The slump test is the most well-known and widely used test method to characterize the workability of fresh concrete. The inexpensive test, which measures consistency, is used on job sites to determine rapidly whether a concrete batch should be accepted or rejected. The test method is widely standardized throughout the world, including in ASTM C143 in the United States and EN 12350-2 in Europe. 


        The apparatus consists of a mold in the shape of a frustum of a cone with a base diameter of 8 inches, a top diameter of 4 inches, and a height of 12 inches. The mold is filled with concrete in three layers of equal volume. Each layer is compacted with 25 strokes of a tamping rod. The slump cone mold is lifted vertically upward and the change in height of the concrete is measured. 


Four types of slumps are commonly encountered, as shown in Figure 3. The only type of slump permissible under ASTM C143 is frequently referred to as the “true” slump, where the concrete remains intact and retains a symmetric shape. A zero slump and a collapsed slump are both outside the range of workability that can be measured with the slump test. Specifically, ASTM C143 advises caution in interpreting test results less than ½ inch and greater than 9 inches. If part of the concrete shears from the mass, the test must be repeated with a different sample of concrete. A concrete that exhibits a shear slump in a second test is not sufficiently cohesive and should be rejected.







       The slump test is not considered applicable for concretes with a maximum coarse aggregate size greater than 1.5 inches. For concrete with aggregate greater than 1.5 inches in size, such larger particles can be removed by wet sieving. 

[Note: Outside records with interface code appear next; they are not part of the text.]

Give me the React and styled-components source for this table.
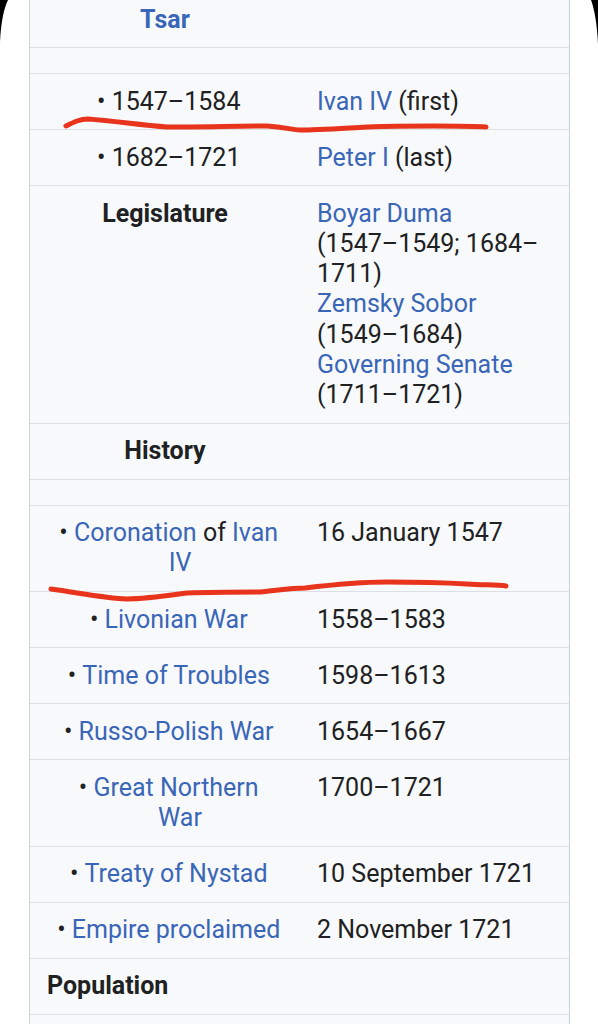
import React from "react";
import styled, { createGlobalStyle } from "styled-components";

const GlobalStyle = createGlobalStyle`
  html, body {
    margin: 0;
    padding: 0;
    background: #fff;
  }
  body {
    font-family: Roboto, "Noto Sans", "Liberation Sans", sans-serif;
    color: #202122;
    overflow: hidden;
  }
`;

const Screen = styled.div`
  position: relative;
  width: 598px;
  height: 1024px;
  overflow: hidden;
  background: #fff;
`;

const Infobox = styled.div`
  margin: -7.8px 0 0 29px;
  width: 539px;
  border-left: 1px solid #cfd3d8;
  border-right: 1px solid #cfd3d8;
  background: #f8f9fa;
  font-size: 25px;
  line-height: 30.2px;
`;

const Row = styled.div`
  display: grid;
  grid-template-columns: 270px 1fr;
  min-height: ${p => (p.$spacer ? "25px" : p.$tail ? "60px" : "0")};
  border-bottom: 1px solid #dcdfe4;
`;

const Label = styled.div`
  padding: 12.45px 19px;
  text-align: center;
  font-weight: 700;
`;

const SubLabel = styled.div`
  margin-left: 30px;
  text-indent: -22.5px;
  font-weight: 400;
`;

const Value = styled.div`
  padding: 12.45px 11px 12.45px 17px;
`;

const Header = styled.div`
  grid-column: 1 / -1;
  padding: 12.45px 17px;
  text-align: left;
  font-weight: 700;
`;

const Link = styled.a`
  color: #3a66b8;
  text-decoration: none;
`;

const Overlay = styled.svg`
  position: absolute;
  left: 0;
  top: 0;
  width: 598px;
  height: 1024px;
  pointer-events: none;
`;

const Bullet = ({ children }) => (
  <SubLabel>
    {"\u2022\u00a0"}
    {children}
  </SubLabel>
);

const events = [
  { name: "Livonian War", date: "1558\u20131583" },
  { name: "Time of Troubles", date: "1598\u20131613" },
  { name: "Russo-Polish War", date: "1654\u20131667" },
  { name: "Great Northern War", date: "1700\u20131721" },
  { name: "Treaty of Nystad", date: "10 September 1721" },
  { name: "Empire proclaimed", date: "2 November 1721" },
];

export default function App() {
  return (
    <Screen>
      <GlobalStyle />
      <Infobox>
        <Row>
          <Label>
            <Link href="#">Tsar</Link>
          </Label>
          <Value />
        </Row>
        <Row $spacer>
          <div />
          <div />
        </Row>
        <Row>
          <Label>
            <Bullet>1547–1584</Bullet>
          </Label>
          <Value>
            <Link href="#">Ivan IV</Link> (first)
          </Value>
        </Row>
        <Row>
          <Label>
            <Bullet>1682–1721</Bullet>
          </Label>
          <Value>
            <Link href="#">Peter I</Link> (last)
          </Value>
        </Row>
        <Row>
          <Label>Legislature</Label>
          <Value>
            <Link href="#">Boyar Duma</Link>
            <br />
            (1547–1549; 1684–1711)
            <br />
            <Link href="#">Zemsky Sobor</Link>
            <br />
            (1549–1684)
            <br />
            <Link href="#">Governing Senate</Link>
            <br />
            (1711–1721)
          </Value>
        </Row>
        <Row>
          <Label>History</Label>
          <Value />
        </Row>
        <Row $spacer>
          <div />
          <div />
        </Row>
        <Row>
          <Label>
            <Bullet>
              <Link href="#">Coronation</Link> of <Link href="#">Ivan IV</Link>
            </Bullet>
          </Label>
          <Value>16 January 1547</Value>
        </Row>
        {events.map(e => (
          <Row key={e.name}>
            <Label>
              <Bullet>
                <Link href="#">{e.name}</Link>
              </Bullet>
            </Label>
            <Value>{e.date}</Value>
          </Row>
        ))}
        <Row>
          <Header>Population</Header>
        </Row>
        <Row $tail>
          <div />
          <div />
        </Row>
      </Infobox>

      <Overlay viewBox="0 0 598 1024">
        <path d="M0,0 H8 C4,8 1,22 0,42 Z" fill="#000" />
        <path d="M598,0 H591 C594,8 597,22 598,44 Z" fill="#000" />
        <path
          d="M66,126 C74,122 80,119 88,119 C115,121 140,125 167,127 C200,127 240,126 267,126 C285,127 292,130 300,130 C315,130 330,129 367,127 C395,126 420,126 433,126 C455,126 472,126 486,127"
          fill="none"
          stroke="#e8331d"
          strokeWidth="5"
          strokeLinecap="round"
        />
        <path
          d="M51,589 C80,593 105,598 127,599 C145,599 165,596 187,593 C215,592 240,592 260,592 C280,590 292,588 305,588 C330,585 360,582 387,582 C420,582 450,583 467,584 C485,585 498,585 506,586"
          fill="none"
          stroke="#e8331d"
          strokeWidth="5"
          strokeLinecap="round"
        />
      </Overlay>
    </Screen>
  );
}
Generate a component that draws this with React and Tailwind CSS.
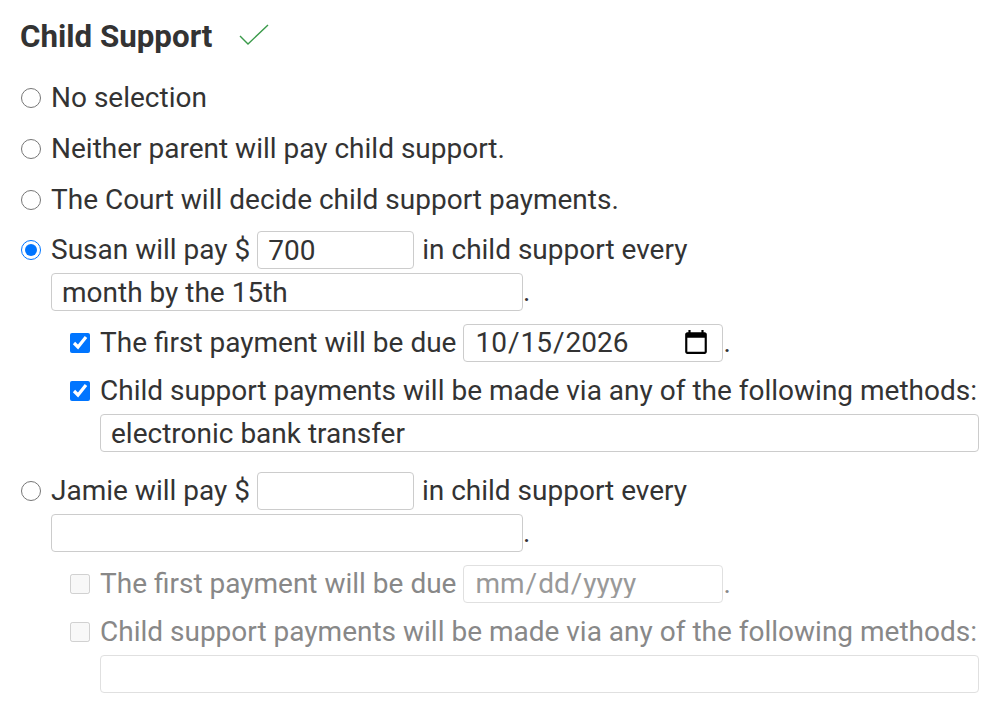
import React from 'react';

const inputCls =
  'h-[38px] rounded-[4px] border border-[#cccccc] bg-white px-[10px] text-[28px] leading-none text-[#333] outline-none disabled:border-[#e0e0e0] disabled:text-[#999]';

const Radio = ({ checked }) => (
  <input type="radio" name="cs" defaultChecked={checked} className="ml-px mr-[10px] h-5 w-5 shrink-0" />
);

const Check = ({ checked, disabled }) => (
  <input type="checkbox" defaultChecked={checked} disabled={disabled} className="mr-[10px] h-5 w-5 shrink-0" />
);

const PayBlock = ({ name, amount, every, date, methods, checked, disabled }) => (
  <div>
    <div className="flex h-[38px] items-center">
      <Radio checked={checked} />
      <span>{name} will pay $</span>
      <input defaultValue={amount} className={`${inputCls} ml-[7px] mr-[8px] w-[157px]`} />
      <span>in child support every</span>
    </div>
    <div className="mt-[4px] flex h-[38px] items-center pl-[31px]">
      <input defaultValue={every} className={`${inputCls} w-[472px]`} />
      <span>.</span>
    </div>
    <div className={`pl-[50px] ${disabled ? 'text-[#888]' : ''}`}>
      <div className="mt-[13px] flex h-[38px] items-center">
        <Check checked={checked} disabled={disabled} />
        <span>The first payment will be due</span>
        <input
          type="date"
          defaultValue={date}
          disabled={disabled}
          className={`${inputCls} ml-[7px] w-[260px]`}
        />
        <span>.</span>
      </div>
      <div className="mt-[14px] flex h-[30px] items-center">
        <Check checked={checked} disabled={disabled} />
        <span>Child support payments will be made via any of the following methods:</span>
      </div>
      <div className="mt-[8px] flex pl-[30px]">
        <input defaultValue={methods} disabled={disabled} className={`${inputCls} block w-full`} />
      </div>
    </div>
  </div>
);

export default function App() {
  return (
    <div
      className="min-h-[712px] bg-white pl-5 pr-[21px] pt-[17px] text-[28px] text-[#333]"
      style={{ fontFamily: 'Roboto, "Liberation Sans", sans-serif' }}
    >
      <div className="flex h-10 items-center">
        <h2 className="text-[31.3px] font-bold text-[#333]">Child Support</h2>
        <svg width="32" height="24" viewBox="0 0 32 24" className="ml-[26px] -mt-1">
          <polyline points="2,13 10,21 30,2" fill="none" stroke="#3a9a4a" strokeWidth="1.4" />
        </svg>
      </div>
      <div className="mt-[15px]">
        <div className="flex h-[51px] items-center">
          <Radio />
          <span>No selection</span>
        </div>
        <div className="flex h-[51px] items-center">
          <Radio />
          <span>Neither parent will pay child support.</span>
        </div>
        <div className="flex h-[51px] items-center">
          <Radio />
          <span>The Court will decide child support payments.</span>
        </div>
        <div className="pt-[6px]">
          <PayBlock
            name="Susan"
            amount="700"
            every="month by the 15th"
            date="2026-10-15"
            methods="electronic bank transfer"
            checked
          />
        </div>
        <div className="mt-[20px]">
          <PayBlock name="Jamie" amount="" every="" date="" methods="" disabled />
        </div>
      </div>
    </div>
  );
}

        Additional qualitative information on the mobility of fresh concrete can be obtained after reading the slump measurement. Concretes with the same slump can exhibit different behavior when tapped with a tamping rod. A harsh concrete with few fines will tend to fall apart when tapped and be appropriate only for applications such as pavements or mass concrete. Alternatively, the 

concrete may be very cohesive when tapped, and thus be suitable for difficult placement conditions.


       Slump is influenced by both yield stress and plastic viscosity; however, for most cases the effect of plastic viscosity on slump is negligible. Equations have been developed for calculating yield stress in terms of slump, based on either analytical or experimental analyses. Since different  rheometers measure different absolute values for the yield stress of identical samples of concrete, the experimental equations are largely depended on the specific device used to measure yield stress. 



Advantages: • The slump test is the most widely used device worldwide. In fact, the test is so well known that often the terms workability and slump are used interchangeably, even though they have different meanings. 

• Specifications are typically written in terms of slump. 

• The slump test is simple, rugged, and inexpensive to perform. Results are obtained immediately. 

• The results of the slump test can be converted to yield stress in fundamental units based on various analytical treatments and experimental studies of the slump test. 

• Compared to other commonly used concrete tests, such as for air content and 
compressive strength, the slump test provides acceptable precision. 



Disadvantages: 



• The slump test does not give an indication of plastic viscosity. 

• The slump test is a static, not dynamic, test; therefore, results are influenced by concrete thixotropy. The test does not provide an indication of the ease with which concrete can be moved under dynamic placing conditions, such as vibration. 

• The slump test is less relevant for newer advanced concrete mixes than for more conventional mixes.